Originally printed in the Penasee Globe – December 21, 2014
It was cold, dark, and snowing as the brisk wind cut through me. My headlamp illuminated the snow covered road beneath my feet as I ran. There were no tracks to follow. No one had been here anytime recently. There was only me. And I was making my own path.
Out of the corner of my eye, I saw the road. The road with the house with the sign, that is. Almost 2 years ago, I had been slowly plodding through some serious snow in this same exact place, when I saw the sign on their garage. In cutesy black script, it proclaimed “Life doesn’t get much better than this.” When I saw that sign 2 years ago, I was struck with an irrational and overwhelming urge to pull it down and attempt to break it in half beneath my feet like I would a brittle tree branch.
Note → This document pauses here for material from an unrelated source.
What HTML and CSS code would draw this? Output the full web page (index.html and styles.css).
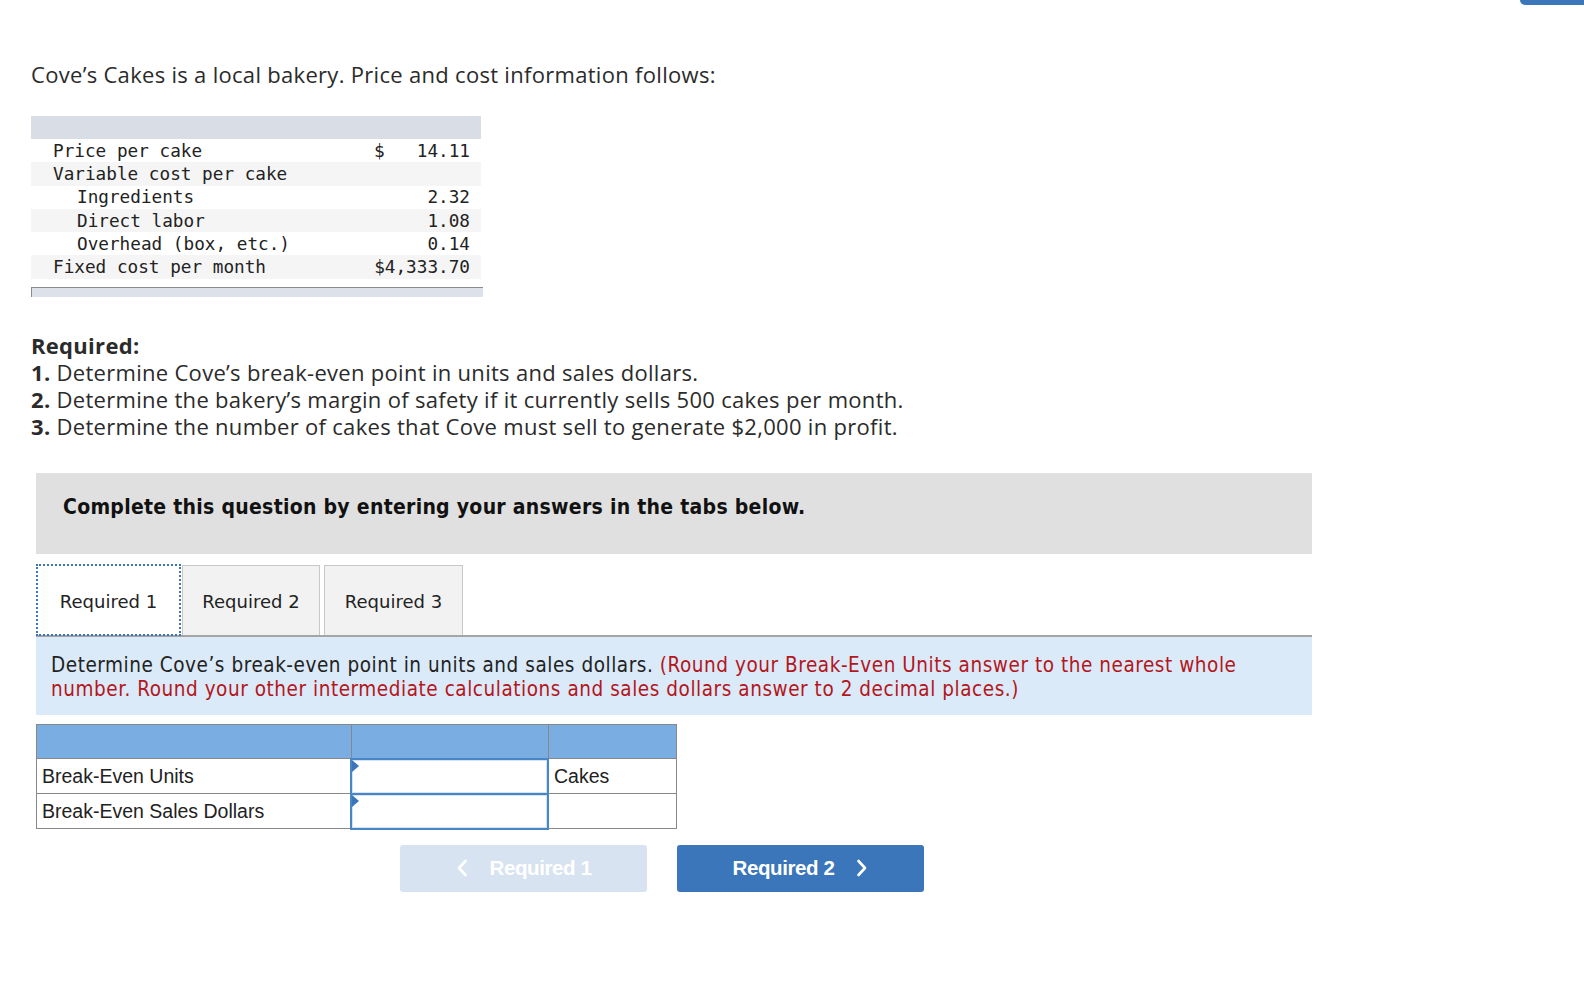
FILE: index.html
```html
<!DOCTYPE html>
<html>
<head>
<meta charset="utf-8">
<link rel="stylesheet" href="styles.css">
</head>
<body>
<div class="topbar"></div>
<main class="page">
  <p class="intro">Cove’s Cakes is a local bakery. Price and cost information follows:</p>

  <div class="datatable">
    <div class="dt-head"></div>
    <div class="dt-row"><span class="lbl">Price per cake</span><span class="amt"><span>$</span><span>14.11</span></span></div>
    <div class="dt-row alt"><span class="lbl">Variable cost per cake</span><span class="amt"></span></div>
    <div class="dt-row"><span class="lbl sub">Ingredients</span><span class="amt"><span></span><span>2.32</span></span></div>
    <div class="dt-row alt"><span class="lbl sub">Direct labor</span><span class="amt"><span></span><span>1.08</span></span></div>
    <div class="dt-row"><span class="lbl sub">Overhead (box, etc.)</span><span class="amt"><span></span><span>0.14</span></span></div>
    <div class="dt-row alt"><span class="lbl">Fixed cost per month</span><span class="amt"><span></span><span>$4,333.70</span></span></div>
    <div class="dt-foot"></div>
  </div>

  <div class="required">
    <p class="req-title">Required:</p>
    <p><b>1.</b> Determine Cove’s break-even point in units and sales dollars.</p>
    <p><b>2.</b> Determine the bakery’s margin of safety if it currently sells 500 cakes per month.</p>
    <p><b>3.</b> Determine the number of cakes that Cove must sell to generate $2,000 in profit.</p>
  </div>

  <section class="work">
    <div class="complete">Complete this question by entering your answers in the tabs below.</div>

    <div class="tabs">
      <div class="tab active">Required 1</div>
      <div class="tab t2">Required 2</div>
      <div class="tab t3">Required 3</div>
    </div>

    <div class="instr"><span class="line">Determine Cove’s break-even point in units and sales dollars. <span class="red">(Round your Break-Even Units answer to the nearest whole</span></span>
      <span class="line red">number. Round your other intermediate calculations and sales dollars answer to 2 decimal places.)</span></div>

    <table class="answers">
      <tr class="ahead"><th class="c1"></th><th class="c2"></th><th class="c3"></th></tr>
      <tr><td class="c1">Break-Even Units</td><td class="c2 inp"><span class="tri"></span></td><td class="c3">Cakes</td></tr>
      <tr><td class="c1">Break-Even Sales Dollars</td><td class="c2 inp"><span class="tri"></span></td><td class="c3"></td></tr>
    </table>

    <div class="navbtns">
      <div class="btn prev"><svg class="chev" width="12" height="18" viewBox="0 0 12 18"><polyline points="9.5,2 3,9 9.5,16" fill="none" stroke="#fff" stroke-width="2.6" stroke-linecap="round" stroke-linejoin="round"/></svg><span>Required 1</span></div>
      <div class="btn next"><span>Required 2</span><svg class="chev r" width="12" height="18" viewBox="0 0 12 18"><polyline points="2.5,2 9,9 2.5,16" fill="none" stroke="#fff" stroke-width="2.6" stroke-linecap="round" stroke-linejoin="round"/></svg></div>
    </div>
  </section>
</main>
</body>
</html>
```

FILE: styles.css
```css
html, body { margin: 0; padding: 0; background: #fff; }
body { font-family: "Open Sans", "Liberation Sans", sans-serif; color: #222; }

.topbar {
  position: absolute; top: 0; right: 0;
  width: 64px; height: 5px;
  background: #3a76b9;
  border-bottom-left-radius: 5px;
}

.page { padding: 59px 0 0 31px; }

.intro {
  margin: 0;
  font-size: 22px;
  line-height: 30px;
  letter-spacing: 0.3px;
  color: #2b2b2b;
}

.datatable {
  margin-top: 27px;
  width: 450px;
  font-family: "DejaVu Sans Mono", "Liberation Mono", monospace;
  font-size: 17.7px;
  color: #222;
}
.dt-head { height: 23px; background: #d9dde6; }
.dt-row { display: flex; height: 23.3px; align-items: center; background: #fff; }
.dt-row.alt { background: #f5f5f5; }
.lbl { padding-left: 22px; flex: 1; white-space: pre; }
.lbl.sub { padding-left: 46px; }
.amt {
  width: 96px;
  margin-right: 11px;
  display: flex;
  justify-content: space-between;
}
.dt-foot {
  margin-top: 8px;
  width: 451px; height: 9px;
  background: #dde1ea;
  border-top: 1px solid #8a8a8a;
  border-left: 1px solid #8a8a8a;
}

.required {
  margin-top: 35px;
  font-size: 22px;
  line-height: 27px;
  letter-spacing: 0.3px;
  color: #2b2b2b;
}
.required p { margin: 0; }
.req-title { font-weight: bold; }

.work { margin-left: 5px; width: 1276px; }

.complete {
  margin-top: 33px;
  height: 81px;
  box-sizing: border-box;
  background: #e0e0e0;
  padding: 22px 0 0 27px;
  font-family: "DejaVu Sans Condensed", "DejaVu Sans", sans-serif;
  font-weight: bold;
  font-size: 21px;
  letter-spacing: 0.28px;
  color: #111;
}

.tabs {
  margin-top: 11px;
  display: flex;
  border-bottom: 2px solid #a5a5a5;
  height: 70px;
  padding-left: 1px;
}
.tab {
  box-sizing: border-box;
  border: 1px solid #c8c8c8;
  border-bottom: none;
  background: #f2f2f2;
  font-family: "DejaVu Sans", Verdana, sans-serif;
  font-size: 18px;
  padding-top: 2px;
  color: #222;
  display: flex; align-items: center; justify-content: center;
}
.tab.active {
  width: 143px;
  background: #fff;
  border-color: #fff;
  outline: 2px dotted #3a76b9;
  outline-offset: -1px;
}
.tab.t2 { width: 138px; margin-left: 2px; }
.tab.t3 { width: 139px; margin-left: 4px; }

.instr {
  background: #dbeaf8;
  padding: 16px 15px 13px 15px;
  font-family: "DejaVu Sans Condensed", "DejaVu Sans", sans-serif;
  font-size: 20.5px;
  letter-spacing: 0.55px;
  line-height: 24.5px;
  color: #222;
}
.instr .line { display: block; white-space: nowrap; }
.red { color: #b3161c; }

.answers {
  margin-top: 9px;
  border-collapse: collapse;
  font-family: "Liberation Sans", Arial, sans-serif;
  font-size: 19.5px;
  color: #222;
}
.answers td, .answers th {
  border: 1px solid #888;
  padding: 0 0 0 5px;
  height: 33px;
  text-align: left;
  font-weight: normal;
}
.ahead th { background: #7aaee3; height: 33px; }
.c1 { width: 308px; }
.c2 { width: 190px; }
.c3 { width: 122px; }
.answers td.inp {
  position: relative;
  border: 2px solid #4a86c5;
  box-shadow: inset 0 0 0 1px #d4e3f3;
  background: #fff;
}
.tri {
  position: absolute; top: 0; left: 0;
  width: 0; height: 0;
  border-top: 6px solid transparent;
  border-bottom: 6px solid transparent;
  border-left: 7px solid #3a76b9;
}

.navbtns {
  margin-top: 15px;
  margin-left: 364px;
  display: flex;
  gap: 30px;
}
.btn {
  width: 247px; height: 47px;
  border-radius: 3px;
  display: flex; align-items: center; justify-content: center;
  font-family: "Liberation Sans", Arial, sans-serif;
  font-weight: bold;
  font-size: 20.5px;
  color: #fff;
  letter-spacing: -0.4px;
}
.btn.prev { background: #d7e3f1; }
.btn.next { background: #3a76b9; }
.chev { margin-right: 22px; }
.chev.r { margin-right: 0; margin-left: 22px; }
```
Things were so very different then (although strangely the same). I took off for a long run one particularly bad morning and that’s when I saw the ridiculous sign that almost seemed to mock me.
A gust of wind brought me back to the present. As the snow swirled around me, I found my feet angling themselves to turn onto that road. It was a decision I didn’t consciously make myself. I looked at the sign as I got closer. It was unchanged by the previous 2 years. What a difference. It was my polar opposite. There wasn’t anything about me that remained the same. Everything about me had been touched in some way, shape, or form by what life had thrown at us.
I closed my eyes and the past 2 years flooded through my mind. Pools of blood from my son’s broken skull. My son’s laughter from the next room as his big brother tickled him. Screaming mid run in fear and sheer desperation. Laughing until I cried in the ICU with my husband. My son unconscious and seizing on the floor in front of me. Clutching a friend’s hand so hard it must have hurt, trying to convey everything I couldn’t say. Crying on the floor of a hospital room that smelled faintly of floor cleaner. It was devastating and beautiful and painful and amazing all at once.
I’m not sure when exactly the change took place. It was gradual and it snuck up on me. One day I could clearly see what I couldn’t before: hope, gratitude, and life. I found myself smiling at the sign, seeing it now with different eyes. I turned and continued to run, unsure of my destination but sure of my ability to blaze my own path.
It’s so easy to focus on everything that went wrong. Even at Christmas we all can lose sight of what matters. The greatest gift I have ever known was finding hope, gratitude, and life despite our circumstances. I wish everyone the ability to see things with different eyes and the persistence to make their own path.